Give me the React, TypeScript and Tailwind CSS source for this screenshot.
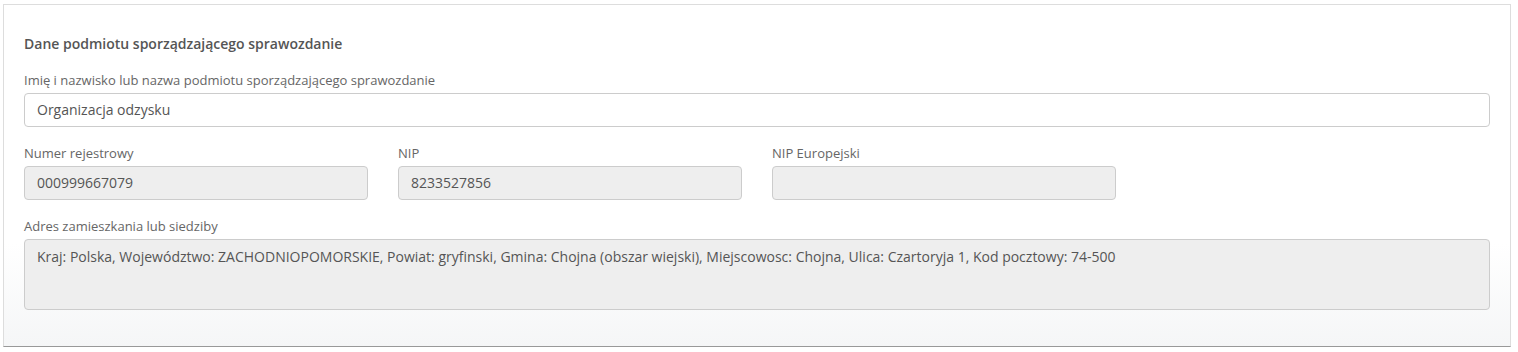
import React from 'react';

const Field: React.FC<{ label: string; value?: string; disabled?: boolean; tall?: boolean }> = ({
  label,
  value,
  disabled,
  tall
}) => (
  <div>
    <label className="block text-[13px] leading-[18px] text-[#666] mb-[4px]">{label}</label>
    <div
      className={`w-full rounded-[4px] border border-[#ccc] px-[12px] text-[14px] text-[#555] ${
        disabled ? 'bg-[#eee]' : 'bg-white'
      } ${tall ? 'h-[71px] pt-[7px] leading-[20px]' : 'h-[34px] leading-[32px]'}`}
    >
      {value}
    </div>
  </div>
);

export default function App() {
  return (
    <div className="bg-white font-['Open_Sans',sans-serif] pt-[4px] pl-[3px] pr-[7px] h-[352px]">
      <div className="border border-[#ddd] border-b-[#999] bg-gradient-to-b from-white from-70% to-[#f5f6f7] px-[20px] pt-[29px] h-[343px]">
        <h4 className="text-[14px] font-semibold text-[#555] leading-[20px] mb-[17px]">
          Dane podmiotu sporządzającego sprawozdanie
        </h4>
        <Field label="Imię i nazwisko lub nazwa podmiotu sporządzającego sprawozdanie" value="Organizacja odzysku" />
        <div className="grid grid-cols-4 gap-x-[30px] mt-[17px]">
          <Field label="Numer rejestrowy" value="000999667079" disabled />
          <Field label="NIP" value="8233527856" disabled />
          <Field label="NIP Europejski" value="" disabled />
        </div>
        <div className="mt-[17px]">
          <Field
            label="Adres zamieszkania lub siedziby"
            value="Kraj: Polska, Województwo: ZACHODNIOPOMORSKIE, Powiat: gryfinski, Gmina: Chojna (obszar wiejski), Miejscowosc: Chojna, Ulica: Czartoryja 1, Kod pocztowy: 74-500"
            disabled
            tall
          />
        </div>
      </div>
    </div>
  );
}
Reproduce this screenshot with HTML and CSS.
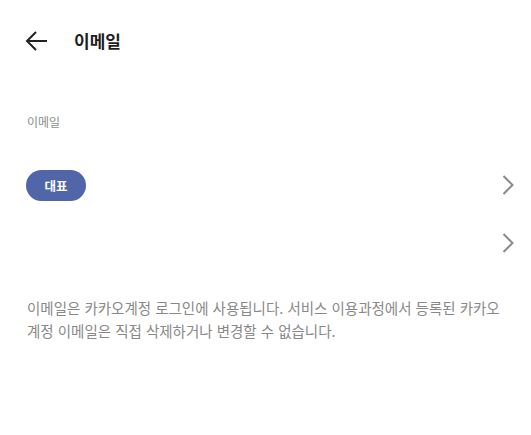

══════════

▶ BRIEF: Skip the pictures and quote each line of the entries above, from the first through the line with "import React from 'react';", exactly as it appears.

▶ EXERCISE SOLUTION:
Give me the React, TypeScript and Tailwind CSS source for this screenshot.
import React from 'react';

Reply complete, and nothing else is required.